Em termos de uma avaliação geral, só posso falar sobre o ano de 2007, que foi quanto entraram os alunos da forma como a política foi inicialmente concebida, e foi o ano que analisamos com estudos quantitativos e qualitativos na Comissão de Avaliação da Implementação da Política de Cotas da UEPG. Nesse ano, podemos dizer que a política foi um sucesso. O vestibular garantiu que em torno de 15% a mais de alunos cotistas entrassem na UEPG, ou seja, sem a política de cotas eles não teriam entrado. A outra grata surpresa foi quando descobrimos que os cotistas, ao invés de baixarem a média do desempenho acadêmico de seus cursos (o que se poderia pensar pela nota menor que tiveram no vestibular), elevaram a média geral. A média geral das notas dos alunos cotistas de escola pública foi maior que a média dos alunos da cota universal. A média das notas dos cotistas negros, entretanto, foi mais baixa que as duas, mas quando começamos a estudar isso, vimos que a evasão entre esses alunos foi de aproximadamente 25%, o que é muito, comparado com a taxa de evasão nas outras cotas, que fica em torno de 10%. Não podemos dizer quais os motivos dessa evasão, mas desconfiamos de graves motivos de ordem econômica, principalmente. Por outro lado, quando tiramos os desistentes da conta do desempenho médio da cota de negros, descobrimos que esses alunos tiveram a média mais alta em 11 dos 28 cursos em que houve cotistas negros, incluindo Odontologia, Administração e História Licenciatura, por exemplo.

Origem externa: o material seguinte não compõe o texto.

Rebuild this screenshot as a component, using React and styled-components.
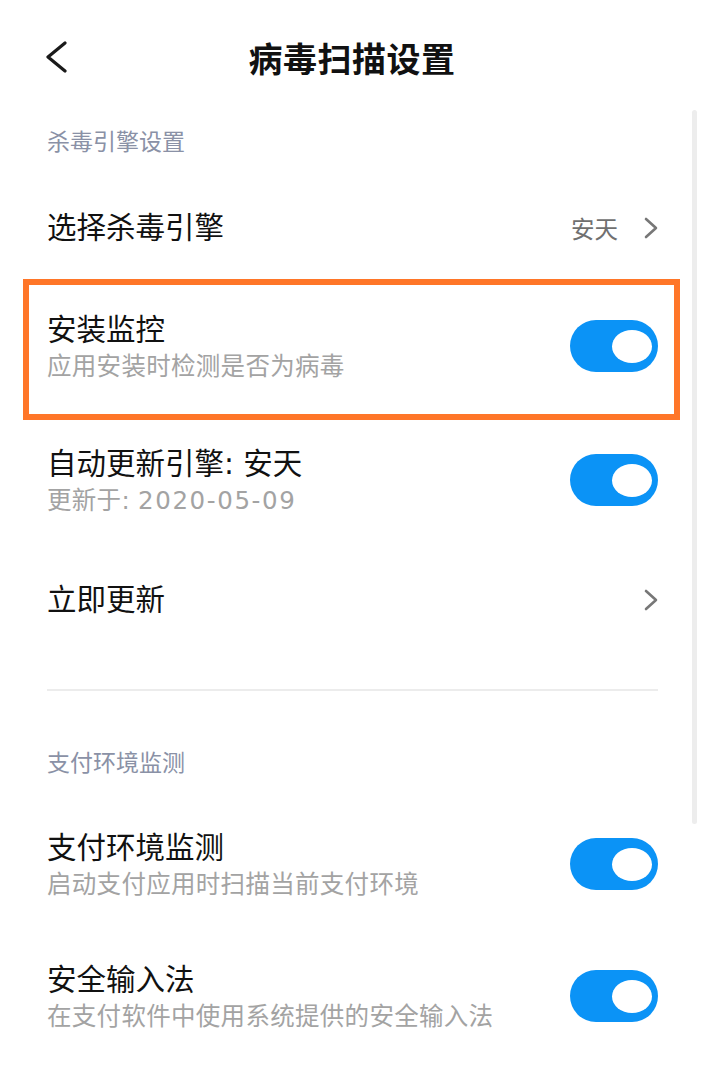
import React from 'react'
import styled, { createGlobalStyle } from 'styled-components'

const GlobalStyle = createGlobalStyle`
  html, body {
    margin: 0;
    padding: 0;
    background: #ffffff;
  }
  body {
    font-family: 'Noto Sans CJK SC', 'Noto Sans', sans-serif;
    color: #111111;
  }
`

const Page = styled.div`
  position: relative;
  width: 704px;
  height: 1080px;
  overflow: hidden;
  background: #ffffff;
`

const Header = styled.div`
  position: relative;
  height: 120px;
  padding-bottom: 4px;
  box-sizing: border-box;
  display: flex;
  align-items: center;
  justify-content: center;
`

const Back = styled.div`
  position: absolute;
  left: 46px;
  top: 40px;
  width: 24px;
  height: 34px;
  display: flex;
  align-items: center;
`

const Title = styled.div`
  font-size: 34px;
  font-weight: 700;
  line-height: 40px;
  letter-spacing: 0.5px;
  color: #111111;
`

const SectionTitle = styled.div`
  padding: ${p => p.$top}px 47px 0;
  height: ${p => p.$height}px;
  box-sizing: border-box;
  font-size: 23px;
  line-height: 30px;
  color: #8a91a6;
`

const Row = styled.div`
  position: relative;
  height: ${p => p.$height}px;
  padding: 0 46px 0 47px;
  box-sizing: border-box;
  display: flex;
  align-items: center;
  justify-content: space-between;
`

const Texts = styled.div`
  display: flex;
  flex-direction: column;
`

const RowTitle = styled.div`
  font-family: 'DejaVu Sans', 'Noto Sans CJK SC', sans-serif;
  font-size: 29.5px;
  line-height: 38px;
  color: #111111;
`

const RowSub = styled.div`
  font-family: 'DejaVu Sans', 'Noto Sans CJK SC', sans-serif;
  font-size: 24.5px;
  line-height: 36px;
  letter-spacing: 0.3px;
  color: #a3a3a3;
`

const Digits = styled.span`
  letter-spacing: 1.6px;
`

const Right = styled.div`
  display: flex;
  align-items: center;
  gap: 26px;
`

const Value = styled.div`
  font-size: 23.5px;
  line-height: 30px;
  color: #707070;
`

const Switch = styled.div`
  width: 88px;
  height: 52px;
  border-radius: 26px;
  background: #0b93f6;
  display: flex;
  align-items: center;
  justify-content: flex-end;
  padding-right: 6px;
  box-sizing: border-box;
  margin-top: ${p => p.$shift || 0}px;
`

const Knob = styled.div`
  width: 40px;
  height: 33px;
  border-radius: 50%;
  background: #ffffff;
`

const Highlight = styled.div`
  position: absolute;
  left: 23px;
  right: 24px;
  top: -1px;
  bottom: -4px;
  border: 6px solid #ff7628;
  pointer-events: none;
`

const Divider = styled.div`
  margin: 37px 46px 0 47px;
  height: 2px;
  background: #ececec;
`

const ScrollBar = styled.div`
  position: absolute;
  right: 7px;
  top: 110px;
  width: 5px;
  height: 714px;
  border-radius: 3px;
  background: #ededed;
`

const Chevron = ({ dir = 'right', color, size = 14, h = 22, stroke = 2.6 }) => (
  <svg width={size} height={h} viewBox={`0 0 ${size} ${h}`} fill="none">
    <path
      d={dir === 'right'
        ? `M2 2 L${size - 2} ${h / 2} L2 ${h - 2}`
        : `M${size - 2} 2 L2 ${h / 2} L${size - 2} ${h - 2}`}
      stroke={color}
      strokeWidth={stroke}
      strokeLinecap="round"
      strokeLinejoin="round"
    />
  </svg>
)

const Toggle = () => (
  <Switch $shift={-4}>
    <Knob />
  </Switch>
)

const App = () => {
  return (
    <Page>
      <GlobalStyle />
      <Header>
        <Back>
          <Chevron dir="left" color="#1a1a1a" size={21} h={32} stroke={3.2} />
        </Back>
        <Title>病毒扫描设置</Title>
      </Header>

      <SectionTitle $top={5} $height={56}>杀毒引擎设置</SectionTitle>

      <Row $height={104}>
        <RowTitle>选择杀毒引擎</RowTitle>
        <Right>
          <Value>安天</Value>
          <Chevron color="#777777" />
        </Right>
      </Row>

      <Row $height={136}>
        <Texts>
          <RowTitle>安装监控</RowTitle>
          <RowSub>应用安装时检测是否为病毒</RowSub>
        </Texts>
        <Toggle />
        <Highlight />
      </Row>

      <Row $height={132}>
        <Texts>
          <RowTitle>自动更新引擎: 安天</RowTitle>
          <RowSub>更新于: <Digits>2020-05-09</Digits></RowSub>
        </Texts>
        <Toggle />
      </Row>

      <Row $height={104}>
        <RowTitle>立即更新</RowTitle>
        <Chevron color="#777777" />
      </Row>

      <Divider />

      <SectionTitle $top={55} $height={109}>支付环境监测</SectionTitle>

      <Row $height={132}>
        <Texts>
          <RowTitle>支付环境监测</RowTitle>
          <RowSub>启动支付应用时扫描当前支付环境</RowSub>
        </Texts>
        <Toggle />
      </Row>

      <Row $height={132}>
        <Texts>
          <RowTitle>安全输入法</RowTitle>
          <RowSub>在支付软件中使用系统提供的安全输入法</RowSub>
        </Texts>
        <Toggle />
      </Row>

      <ScrollBar />
    </Page>
  )
}

export default App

O que a gente conclui? Que o vestibular não avalia tão bem assim os alunos, que ele não capta bem as capacidades intelectuais que serão fundamentais ao longo do curso universitário. O vestibular, especificamente da UEPG, tem um problema muito grave de projeto pedagógico. Talvez porque ele não tenha um projeto pedagógico, mas apenas uma razão técnica, selecionar os que respondem melhor às questões. Mas que questões são essas, qual é a qualidade delas do ponto de vista do desenvolvimento do raciocínio e da criatividade? A sociedade não sabe que não são os departamentos que preparam o vestibular, e vários colegas o criticam, por exemplo os professores do curso de Letras, que no evento CIEL fizeram vários questionamentos à prova de redação, de língua e de literatura. Rediscutir o vestibular de forma ampla e sincera, colocando-o a serviço dos cursos, efetivamente, em vez do contrário, seria um bom começo. Talvez chegássemos à conclusão de que vale a pena abolir o nosso vestibular e aderir à proposta do MEC para usar o ENEM como prova de admissão. Eu, particularmente, acho que isso seria um grande avanço.

Eu concordo plenamente com o José Luiz Teixeira, e digo que essa opinião já foi comunicada verbalmente ao vice-reitor, prof. Luciano Vargas. O aluno que se inscreve por cota de negros faz o vestibular, é aprovado e aí é que vai ser verificado se ele tem aparência de negro mesmo ou não. Se não é verificado isso, ele perde a vaga. Nem sempre tem outra pessoa da cota para substituí-lo, o que diminui a capacidade da política de cotas de incluir mais alunos negros. E muitas vezes esse aluno passaria na cota de escola pública, isso causa muito sofrimento pessoal, e afeta quem participa da comissão, que não é indiferente, mas tem que seguir a resolução. O que pedimos é que a UEPG encontre um meio de aproveitar esse aluno, deslocando-o para a cota de escola pública.

O outro ponto que você pergunta refere-se à nota de corte, que já abordei acima, então o sr. José Luiz Teixeira está certíssimo, espero que o pedido do movimento negro da cidade seja acolhido pelos conselhos superiores da UEPG.